Abortion Rates Spike With Over 56 Million Babies Aborted Worldwide in Just 4 Years, Study Finds
'Contraceptive-Friendly Western Europe Saw Its Abortion Rate Rise 35 Percent,' Says Professor
A new global study shows that abortion rates declined significantly in the developed world but remained largely unchanged in developing regions over the past 25 years. Are these findings a verdict against pro-life laws? Media are wrongly suggesting so, says a scholar.
A new study by the pro-abortion Guttmacher Institute and the World Health Organization found that between 1990 and 2014, the overall number of abortions per 1,000 women of childbearing age — 15–44 years old — in developed countries dropped from 46 to 27, while in developing countries, it changed little, from 39 to 37, "a nonsignificant difference."
Published by the U.K. medical journal The Lancet, the study also found that although the global abortion rate declined slightly during the 25-year period studied, the absolute number of abortions per year increased — from 50.4 million in 1990–1994 to 56.3 million in 2010–2014 — reportedly as a result of population growth.
The authors of the study point out that the percentage of pregnancies ending in abortion dropped in developed regions, from 39 percent in 1990–1994 to 28 percent in 2010–2014. But it changed very little in developing countries — from 21 percent to 24 percent over the same time span. However, the proportion increased in Latin America and the Caribbean from 23 percent to 32 percent, in South and Central Asia from 17 percent to 25 percent, and in Southern Africa from 17 percent to 24 percent.
"These trends suggest that women and couples in the developed world have become more successful at avoiding unintended pregnancies — the cause of most abortions — over the last two decades," concluded Dr. Gilda Sedgh, lead author of the study and a principal research scientist at Guttmacher. "High abortion rates are directly correlated to high levels of unmet contraceptive need. Our findings indicate that in many developing regions, women lack the contraceptive services they need and are unable to prevent pregnancies they do not want to have."
Media are joining in to say that the results of the study show no significant difference in the abortion rate where abortion is illegal and where it is not.
In countries that ban abortion except to save a woman's life, the abortion rate between 2010 and 2014 sat at 37 per 1,000 women of childbearing age, points out an article in The Washington Post, adding that in parts of the world where abortion is legal, the abortion rate was just slightly lower, at 34 per 1,000.

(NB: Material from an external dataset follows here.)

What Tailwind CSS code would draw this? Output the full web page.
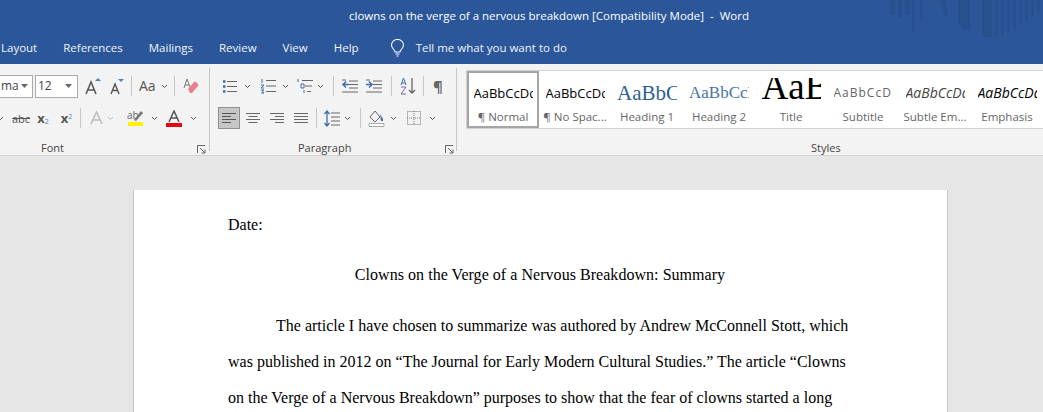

However, Michael J. New, a visiting associate professor of economics at Ave Maria University, refutes such interpretations of the findings, saying that most countries that restrict abortion are in Africa, South America, and the Middle East and have much higher poverty rates and a higher incidence of other social pathologies that might increase the demand for abortion. "Media routinely fail to acknowledge this," he writes in an op-ed in National Review.
New, an associate scholar at the Charlotte Lozier Institute, quotes a study which appeared in The Journal of Law and Economics in 2004. "The authors, economists Phillip B. Levine and Douglas Staiger, analyzed how changes in abortion policies in post-Communist Eastern Europe affected abortion rates. Levine and Staiger concluded that modest restrictions on abortion reduced abortion about 25 percent."
During the past 20 years, New adds, there have been a number of well-funded efforts to distribute contraceptives in developing countries. Besides, he further points out, developed countries show considerable variation in abortion trends. "In fact, between 1990 and 2014, contraceptive-friendly Western Europe actually saw its abortion rate rise 35 percent, the largest increase for any region analyzed in the Lancet study."
Moreover, New argues, the study shows that while abortion rates are significantly lower among married women than among single women in North America and Oceania, they are significantly higher for married women in Europe, Latin America and Asia. "Countries on these latter three continents, may have policies that discourage and, in extreme cases such as China, even prohibit childbearing among some married women."